--- BEGIN ---
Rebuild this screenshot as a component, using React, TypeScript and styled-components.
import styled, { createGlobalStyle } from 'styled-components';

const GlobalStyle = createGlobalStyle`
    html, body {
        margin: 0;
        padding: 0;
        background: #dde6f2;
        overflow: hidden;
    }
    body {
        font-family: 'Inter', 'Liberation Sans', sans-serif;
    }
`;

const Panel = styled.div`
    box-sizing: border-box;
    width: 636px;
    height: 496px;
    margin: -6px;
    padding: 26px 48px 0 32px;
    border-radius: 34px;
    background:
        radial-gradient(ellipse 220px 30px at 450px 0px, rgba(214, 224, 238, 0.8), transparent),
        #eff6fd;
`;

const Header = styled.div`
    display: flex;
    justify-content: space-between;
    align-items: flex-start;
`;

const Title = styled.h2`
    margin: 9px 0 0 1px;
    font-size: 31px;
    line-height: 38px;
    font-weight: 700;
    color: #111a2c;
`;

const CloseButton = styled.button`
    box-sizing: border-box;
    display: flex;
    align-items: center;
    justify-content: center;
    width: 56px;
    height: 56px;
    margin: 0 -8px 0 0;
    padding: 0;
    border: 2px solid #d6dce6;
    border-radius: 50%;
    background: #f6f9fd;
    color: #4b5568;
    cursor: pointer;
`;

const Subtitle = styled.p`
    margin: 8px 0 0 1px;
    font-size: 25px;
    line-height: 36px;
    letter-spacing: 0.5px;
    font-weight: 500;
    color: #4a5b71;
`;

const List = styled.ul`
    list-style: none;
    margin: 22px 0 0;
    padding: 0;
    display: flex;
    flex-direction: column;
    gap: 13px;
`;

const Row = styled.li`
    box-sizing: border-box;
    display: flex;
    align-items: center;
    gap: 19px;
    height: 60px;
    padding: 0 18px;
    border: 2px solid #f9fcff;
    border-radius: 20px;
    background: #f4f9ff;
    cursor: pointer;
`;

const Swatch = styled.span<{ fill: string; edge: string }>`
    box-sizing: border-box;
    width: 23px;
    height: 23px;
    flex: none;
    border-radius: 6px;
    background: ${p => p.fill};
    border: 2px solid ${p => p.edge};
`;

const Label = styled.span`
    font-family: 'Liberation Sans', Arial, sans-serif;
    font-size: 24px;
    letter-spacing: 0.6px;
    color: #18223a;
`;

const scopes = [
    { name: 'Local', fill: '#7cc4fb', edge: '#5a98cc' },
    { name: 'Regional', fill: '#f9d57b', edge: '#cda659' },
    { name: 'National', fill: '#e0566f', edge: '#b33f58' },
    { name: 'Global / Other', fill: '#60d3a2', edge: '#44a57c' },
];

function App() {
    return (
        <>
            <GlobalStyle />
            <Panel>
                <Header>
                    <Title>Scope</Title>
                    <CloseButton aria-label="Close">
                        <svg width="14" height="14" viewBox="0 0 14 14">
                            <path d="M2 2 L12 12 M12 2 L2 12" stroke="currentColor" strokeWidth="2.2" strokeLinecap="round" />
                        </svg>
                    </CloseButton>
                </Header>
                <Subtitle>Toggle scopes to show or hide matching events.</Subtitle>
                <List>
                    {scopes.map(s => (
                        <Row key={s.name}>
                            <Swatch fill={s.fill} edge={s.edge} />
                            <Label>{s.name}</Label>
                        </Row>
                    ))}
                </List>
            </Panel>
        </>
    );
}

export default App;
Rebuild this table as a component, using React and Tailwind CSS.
--- END ---
- Problem to work on:
Copy out the full set of records precisely, leaving nothing out.

- Exercise response:
Rebuild this screenshot as a component, using React, TypeScript and styled-components.
import styled, { createGlobalStyle } from 'styled-components';

const GlobalStyle = createGlobalStyle`
    html, body {
        margin: 0;
        padding: 0;
        background: #dde6f2;
        overflow: hidden;
    }
    body {
        font-family: 'Inter', 'Liberation Sans', sans-serif;
    }
`;

const Panel = styled.div`
    box-sizing: border-box;
    width: 636px;
    height: 496px;
    margin: -6px;
    padding: 26px 48px 0 32px;
    border-radius: 34px;
    background:
        radial-gradient(ellipse 220px 30px at 450px 0px, rgba(214, 224, 238, 0.8), transparent),
        #eff6fd;
`;

const Header = styled.div`
    display: flex;
    justify-content: space-between;
    align-items: flex-start;
`;

const Title = styled.h2`
    margin: 9px 0 0 1px;
    font-size: 31px;
    line-height: 38px;
    font-weight: 700;
    color: #111a2c;
`;

const CloseButton = styled.button`
    box-sizing: border-box;
    display: flex;
    align-items: center;
    justify-content: center;
    width: 56px;
    height: 56px;
    margin: 0 -8px 0 0;
    padding: 0;
    border: 2px solid #d6dce6;
    border-radius: 50%;
    background: #f6f9fd;
    color: #4b5568;
    cursor: pointer;
`;

const Subtitle = styled.p`
    margin: 8px 0 0 1px;
    font-size: 25px;
    line-height: 36px;
    letter-spacing: 0.5px;
    font-weight: 500;
    color: #4a5b71;
`;

const List = styled.ul`
    list-style: none;
    margin: 22px 0 0;
    padding: 0;
    display: flex;
    flex-direction: column;
    gap: 13px;
`;

const Row = styled.li`
    box-sizing: border-box;
    display: flex;
    align-items: center;
    gap: 19px;
    height: 60px;
    padding: 0 18px;
    border: 2px solid #f9fcff;
    border-radius: 20px;
    background: #f4f9ff;
    cursor: pointer;
`;

const Swatch = styled.span<{ fill: string; edge: string }>`
    box-sizing: border-box;
    width: 23px;
    height: 23px;
    flex: none;
    border-radius: 6px;
    background: ${p => p.fill};
    border: 2px solid ${p => p.edge};
`;

const Label = styled.span`
    font-family: 'Liberation Sans', Arial, sans-serif;
    font-size: 24px;
    letter-spacing: 0.6px;
    color: #18223a;
`;

const scopes = [
    { name: 'Local', fill: '#7cc4fb', edge: '#5a98cc' },
    { name: 'Regional', fill: '#f9d57b', edge: '#cda659' },
    { name: 'National', fill: '#e0566f', edge: '#b33f58' },
    { name: 'Global / Other', fill: '#60d3a2', edge: '#44a57c' },
];

function App() {
    return (
        <>
            <GlobalStyle />
            <Panel>
                <Header>
                    <Title>Scope</Title>
                    <CloseButton aria-label="Close">
                        <svg width="14" height="14" viewBox="0 0 14 14">
                            <path d="M2 2 L12 12 M12 2 L2 12" stroke="currentColor" strokeWidth="2.2" strokeLinecap="round" />
                        </svg>
                    </CloseButton>
                </Header>
                <Subtitle>Toggle scopes to show or hide matching events.</Subtitle>
                <List>
                    {scopes.map(s => (
                        <Row key={s.name}>
                            <Swatch fill={s.fill} edge={s.edge} />
                            <Label>{s.name}</Label>
                        </Row>
                    ))}
                </List>
            </Panel>
        </>
    );
}

export default App;
Rebuild this table as a component, using React and Tailwind CSS.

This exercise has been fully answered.